■ WHAT YOU ARE ASKED TO DO
Return, without pictures, the lines from the start of the data through the one that contains "<excel-screen></excel-screen>".

** Begin SOURCE EXCERPT **

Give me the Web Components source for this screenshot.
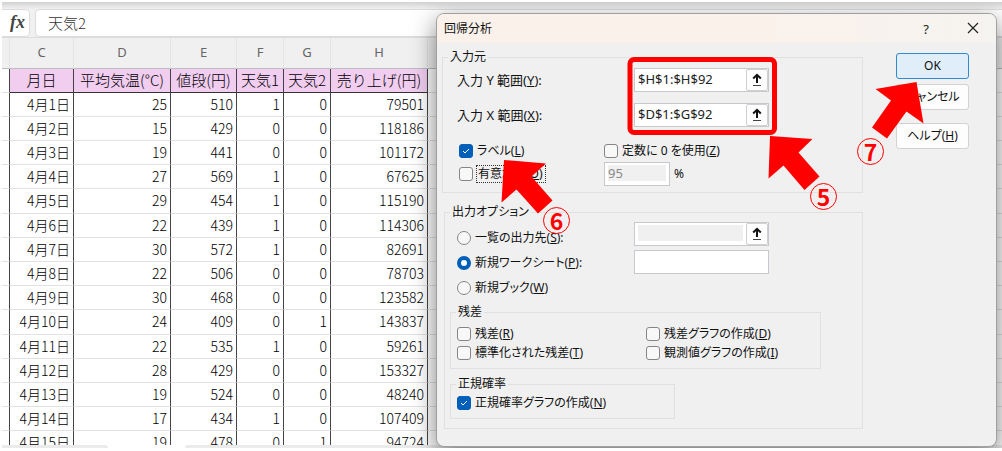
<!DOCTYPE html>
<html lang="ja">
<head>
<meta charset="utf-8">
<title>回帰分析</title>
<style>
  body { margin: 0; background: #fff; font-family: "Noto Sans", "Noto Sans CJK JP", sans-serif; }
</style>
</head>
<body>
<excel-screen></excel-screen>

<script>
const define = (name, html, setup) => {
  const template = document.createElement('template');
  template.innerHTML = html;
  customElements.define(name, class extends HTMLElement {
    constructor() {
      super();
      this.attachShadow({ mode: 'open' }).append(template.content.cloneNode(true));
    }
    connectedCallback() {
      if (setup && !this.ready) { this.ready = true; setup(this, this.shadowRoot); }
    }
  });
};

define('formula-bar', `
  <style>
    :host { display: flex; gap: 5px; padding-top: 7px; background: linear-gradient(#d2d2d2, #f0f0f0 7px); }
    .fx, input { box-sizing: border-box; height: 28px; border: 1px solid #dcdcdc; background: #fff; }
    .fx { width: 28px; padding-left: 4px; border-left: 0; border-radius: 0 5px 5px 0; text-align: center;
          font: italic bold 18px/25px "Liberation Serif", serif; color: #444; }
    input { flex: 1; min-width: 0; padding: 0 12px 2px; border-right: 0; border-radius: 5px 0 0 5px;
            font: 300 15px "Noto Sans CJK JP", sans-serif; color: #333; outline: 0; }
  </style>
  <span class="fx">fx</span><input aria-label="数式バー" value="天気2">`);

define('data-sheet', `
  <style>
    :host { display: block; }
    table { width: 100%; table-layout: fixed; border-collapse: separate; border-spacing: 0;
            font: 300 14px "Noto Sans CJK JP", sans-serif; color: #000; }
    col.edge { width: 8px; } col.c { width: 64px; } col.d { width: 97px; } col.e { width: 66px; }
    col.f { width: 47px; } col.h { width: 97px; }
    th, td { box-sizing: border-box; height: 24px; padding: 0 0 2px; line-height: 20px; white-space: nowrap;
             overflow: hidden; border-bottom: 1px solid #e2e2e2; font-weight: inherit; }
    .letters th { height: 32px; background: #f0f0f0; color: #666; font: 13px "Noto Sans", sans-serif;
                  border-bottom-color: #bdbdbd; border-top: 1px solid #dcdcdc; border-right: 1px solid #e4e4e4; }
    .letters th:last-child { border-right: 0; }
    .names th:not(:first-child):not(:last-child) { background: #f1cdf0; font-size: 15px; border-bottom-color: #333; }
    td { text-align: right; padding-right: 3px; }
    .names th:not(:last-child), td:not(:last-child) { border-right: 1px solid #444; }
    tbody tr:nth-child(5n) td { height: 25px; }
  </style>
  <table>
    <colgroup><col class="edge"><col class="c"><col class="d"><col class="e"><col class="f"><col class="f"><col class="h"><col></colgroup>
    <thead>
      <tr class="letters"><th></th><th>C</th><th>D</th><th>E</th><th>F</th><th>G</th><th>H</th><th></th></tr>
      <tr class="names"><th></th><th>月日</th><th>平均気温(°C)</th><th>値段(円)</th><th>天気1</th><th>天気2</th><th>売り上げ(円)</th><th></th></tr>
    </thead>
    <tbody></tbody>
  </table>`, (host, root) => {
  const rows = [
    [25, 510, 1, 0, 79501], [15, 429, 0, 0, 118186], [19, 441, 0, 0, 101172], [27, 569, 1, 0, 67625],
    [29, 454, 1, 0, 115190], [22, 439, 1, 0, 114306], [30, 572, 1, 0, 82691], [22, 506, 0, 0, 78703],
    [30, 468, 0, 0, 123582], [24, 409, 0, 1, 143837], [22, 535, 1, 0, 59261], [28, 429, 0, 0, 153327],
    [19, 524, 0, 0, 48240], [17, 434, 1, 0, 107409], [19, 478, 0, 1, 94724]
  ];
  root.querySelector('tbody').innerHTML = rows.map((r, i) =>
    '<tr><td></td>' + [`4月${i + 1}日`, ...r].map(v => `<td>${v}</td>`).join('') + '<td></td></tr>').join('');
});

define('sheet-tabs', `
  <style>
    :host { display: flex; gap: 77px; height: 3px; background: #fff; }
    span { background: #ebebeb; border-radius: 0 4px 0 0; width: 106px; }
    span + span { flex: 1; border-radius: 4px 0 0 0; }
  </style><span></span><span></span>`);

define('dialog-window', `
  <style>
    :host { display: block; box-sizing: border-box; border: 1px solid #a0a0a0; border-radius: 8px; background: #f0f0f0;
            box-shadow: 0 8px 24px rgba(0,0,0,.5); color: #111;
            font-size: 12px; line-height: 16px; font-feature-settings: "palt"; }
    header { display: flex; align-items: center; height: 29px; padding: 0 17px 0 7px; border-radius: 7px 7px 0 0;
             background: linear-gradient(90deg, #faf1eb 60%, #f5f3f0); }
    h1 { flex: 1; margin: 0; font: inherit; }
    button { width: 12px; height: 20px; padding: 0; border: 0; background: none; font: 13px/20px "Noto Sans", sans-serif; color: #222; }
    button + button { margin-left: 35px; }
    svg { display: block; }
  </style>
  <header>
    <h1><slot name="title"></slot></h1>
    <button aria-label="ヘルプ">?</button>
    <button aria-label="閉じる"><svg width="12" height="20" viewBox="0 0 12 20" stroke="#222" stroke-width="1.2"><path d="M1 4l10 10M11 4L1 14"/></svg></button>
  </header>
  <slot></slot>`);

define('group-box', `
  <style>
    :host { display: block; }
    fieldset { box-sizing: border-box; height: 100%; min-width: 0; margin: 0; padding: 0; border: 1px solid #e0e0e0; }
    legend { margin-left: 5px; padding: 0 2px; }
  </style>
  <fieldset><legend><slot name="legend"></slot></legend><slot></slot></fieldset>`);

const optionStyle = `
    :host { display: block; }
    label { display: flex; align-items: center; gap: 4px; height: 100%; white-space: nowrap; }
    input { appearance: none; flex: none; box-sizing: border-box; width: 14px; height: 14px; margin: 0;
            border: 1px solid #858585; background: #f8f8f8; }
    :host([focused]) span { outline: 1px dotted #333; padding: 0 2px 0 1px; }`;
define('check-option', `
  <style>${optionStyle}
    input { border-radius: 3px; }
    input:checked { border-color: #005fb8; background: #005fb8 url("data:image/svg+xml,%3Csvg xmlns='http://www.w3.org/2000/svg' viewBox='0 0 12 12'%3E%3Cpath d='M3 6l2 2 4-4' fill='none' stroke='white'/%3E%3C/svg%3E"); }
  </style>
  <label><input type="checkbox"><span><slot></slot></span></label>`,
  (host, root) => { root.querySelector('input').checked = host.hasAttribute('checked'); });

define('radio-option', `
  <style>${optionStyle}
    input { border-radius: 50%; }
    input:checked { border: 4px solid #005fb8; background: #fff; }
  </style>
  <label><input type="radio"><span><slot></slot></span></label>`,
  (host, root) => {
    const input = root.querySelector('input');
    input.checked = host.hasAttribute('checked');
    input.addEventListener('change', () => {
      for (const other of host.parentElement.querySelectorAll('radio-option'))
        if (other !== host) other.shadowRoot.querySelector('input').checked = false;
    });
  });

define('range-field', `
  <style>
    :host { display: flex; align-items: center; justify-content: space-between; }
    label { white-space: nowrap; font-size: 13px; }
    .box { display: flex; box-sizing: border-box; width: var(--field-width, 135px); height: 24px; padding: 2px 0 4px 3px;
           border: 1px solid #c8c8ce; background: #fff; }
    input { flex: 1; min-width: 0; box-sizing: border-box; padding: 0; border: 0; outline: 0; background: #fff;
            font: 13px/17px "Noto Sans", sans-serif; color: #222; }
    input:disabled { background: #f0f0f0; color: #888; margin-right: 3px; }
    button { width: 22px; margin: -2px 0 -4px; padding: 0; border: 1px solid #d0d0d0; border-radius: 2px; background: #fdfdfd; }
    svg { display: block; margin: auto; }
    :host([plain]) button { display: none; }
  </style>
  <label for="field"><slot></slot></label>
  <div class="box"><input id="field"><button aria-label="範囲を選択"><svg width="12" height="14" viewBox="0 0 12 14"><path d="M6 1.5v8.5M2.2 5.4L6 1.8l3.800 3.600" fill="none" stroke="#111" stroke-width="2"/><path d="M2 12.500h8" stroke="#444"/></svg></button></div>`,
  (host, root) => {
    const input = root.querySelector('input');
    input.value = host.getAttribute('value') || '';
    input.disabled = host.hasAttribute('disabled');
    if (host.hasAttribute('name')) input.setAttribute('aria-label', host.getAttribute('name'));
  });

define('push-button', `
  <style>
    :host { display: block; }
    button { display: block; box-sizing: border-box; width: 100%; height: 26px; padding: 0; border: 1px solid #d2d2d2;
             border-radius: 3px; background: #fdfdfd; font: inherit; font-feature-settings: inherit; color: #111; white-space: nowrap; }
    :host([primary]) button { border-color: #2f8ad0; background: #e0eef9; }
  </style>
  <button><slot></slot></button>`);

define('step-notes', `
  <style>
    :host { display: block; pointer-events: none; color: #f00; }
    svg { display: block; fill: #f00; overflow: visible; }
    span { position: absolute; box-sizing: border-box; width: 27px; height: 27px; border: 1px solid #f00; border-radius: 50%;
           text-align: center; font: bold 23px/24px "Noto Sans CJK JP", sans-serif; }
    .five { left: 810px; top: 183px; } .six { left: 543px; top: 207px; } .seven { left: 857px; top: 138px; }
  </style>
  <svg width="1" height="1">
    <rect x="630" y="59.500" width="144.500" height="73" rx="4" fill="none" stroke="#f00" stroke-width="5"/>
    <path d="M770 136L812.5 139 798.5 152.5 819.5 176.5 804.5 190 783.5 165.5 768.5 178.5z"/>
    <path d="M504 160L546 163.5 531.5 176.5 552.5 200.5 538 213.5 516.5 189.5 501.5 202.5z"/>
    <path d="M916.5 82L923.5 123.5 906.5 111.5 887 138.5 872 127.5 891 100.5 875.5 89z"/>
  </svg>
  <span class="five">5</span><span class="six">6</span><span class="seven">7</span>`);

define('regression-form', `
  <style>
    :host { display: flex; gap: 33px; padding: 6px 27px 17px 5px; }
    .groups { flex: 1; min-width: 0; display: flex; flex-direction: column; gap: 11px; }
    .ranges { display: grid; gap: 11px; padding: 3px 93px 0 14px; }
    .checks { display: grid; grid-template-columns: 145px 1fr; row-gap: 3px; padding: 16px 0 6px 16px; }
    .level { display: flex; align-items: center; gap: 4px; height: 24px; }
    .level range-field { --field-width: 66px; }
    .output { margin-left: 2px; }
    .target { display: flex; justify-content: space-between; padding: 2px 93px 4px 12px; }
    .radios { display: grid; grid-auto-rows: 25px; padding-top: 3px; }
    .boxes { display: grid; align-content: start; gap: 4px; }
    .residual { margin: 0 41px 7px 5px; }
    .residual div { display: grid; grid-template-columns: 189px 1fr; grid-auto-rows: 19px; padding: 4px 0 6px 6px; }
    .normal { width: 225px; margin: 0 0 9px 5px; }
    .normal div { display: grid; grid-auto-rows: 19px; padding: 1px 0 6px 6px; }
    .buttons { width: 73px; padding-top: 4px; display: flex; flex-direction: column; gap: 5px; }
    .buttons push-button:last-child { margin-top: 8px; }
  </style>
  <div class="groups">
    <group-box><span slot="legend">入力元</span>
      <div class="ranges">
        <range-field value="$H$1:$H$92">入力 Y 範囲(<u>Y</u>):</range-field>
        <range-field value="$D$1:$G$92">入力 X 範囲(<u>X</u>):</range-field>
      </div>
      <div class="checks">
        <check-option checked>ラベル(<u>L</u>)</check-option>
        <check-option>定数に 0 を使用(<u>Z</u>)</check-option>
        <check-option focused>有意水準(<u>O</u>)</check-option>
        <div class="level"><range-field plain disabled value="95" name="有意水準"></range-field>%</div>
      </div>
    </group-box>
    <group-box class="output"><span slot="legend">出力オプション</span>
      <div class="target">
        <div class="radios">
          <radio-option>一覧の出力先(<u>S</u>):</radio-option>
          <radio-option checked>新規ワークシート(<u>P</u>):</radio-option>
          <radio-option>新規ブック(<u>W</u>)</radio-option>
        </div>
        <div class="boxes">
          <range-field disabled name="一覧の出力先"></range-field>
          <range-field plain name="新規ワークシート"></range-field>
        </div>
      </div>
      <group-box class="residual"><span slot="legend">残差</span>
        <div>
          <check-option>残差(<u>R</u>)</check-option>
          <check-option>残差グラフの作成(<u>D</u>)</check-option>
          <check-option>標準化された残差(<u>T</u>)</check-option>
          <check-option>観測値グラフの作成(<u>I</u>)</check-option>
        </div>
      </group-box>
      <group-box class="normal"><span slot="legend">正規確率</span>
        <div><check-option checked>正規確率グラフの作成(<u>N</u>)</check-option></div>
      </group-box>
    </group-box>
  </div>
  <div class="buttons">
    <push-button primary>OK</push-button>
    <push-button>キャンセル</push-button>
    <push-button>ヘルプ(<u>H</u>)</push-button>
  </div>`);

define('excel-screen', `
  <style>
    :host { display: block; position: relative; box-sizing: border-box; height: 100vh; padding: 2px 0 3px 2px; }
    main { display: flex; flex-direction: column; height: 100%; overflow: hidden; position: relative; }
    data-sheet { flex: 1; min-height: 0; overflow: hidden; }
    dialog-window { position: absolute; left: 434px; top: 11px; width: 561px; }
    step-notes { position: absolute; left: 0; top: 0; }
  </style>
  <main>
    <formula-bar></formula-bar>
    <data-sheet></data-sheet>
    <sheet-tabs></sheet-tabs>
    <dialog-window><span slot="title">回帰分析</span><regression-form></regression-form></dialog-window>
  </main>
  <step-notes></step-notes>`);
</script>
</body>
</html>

** End SOURCE EXCERPT **

■ SOLUTION TO THIS TASK
Give me the Web Components source for this screenshot.
<!DOCTYPE html>
<html lang="ja">
<head>
<meta charset="utf-8">
<title>回帰分析</title>
<style>
  body { margin: 0; background: #fff; font-family: "Noto Sans", "Noto Sans CJK JP", sans-serif; }
</style>
</head>
<body>
<excel-screen></excel-screen>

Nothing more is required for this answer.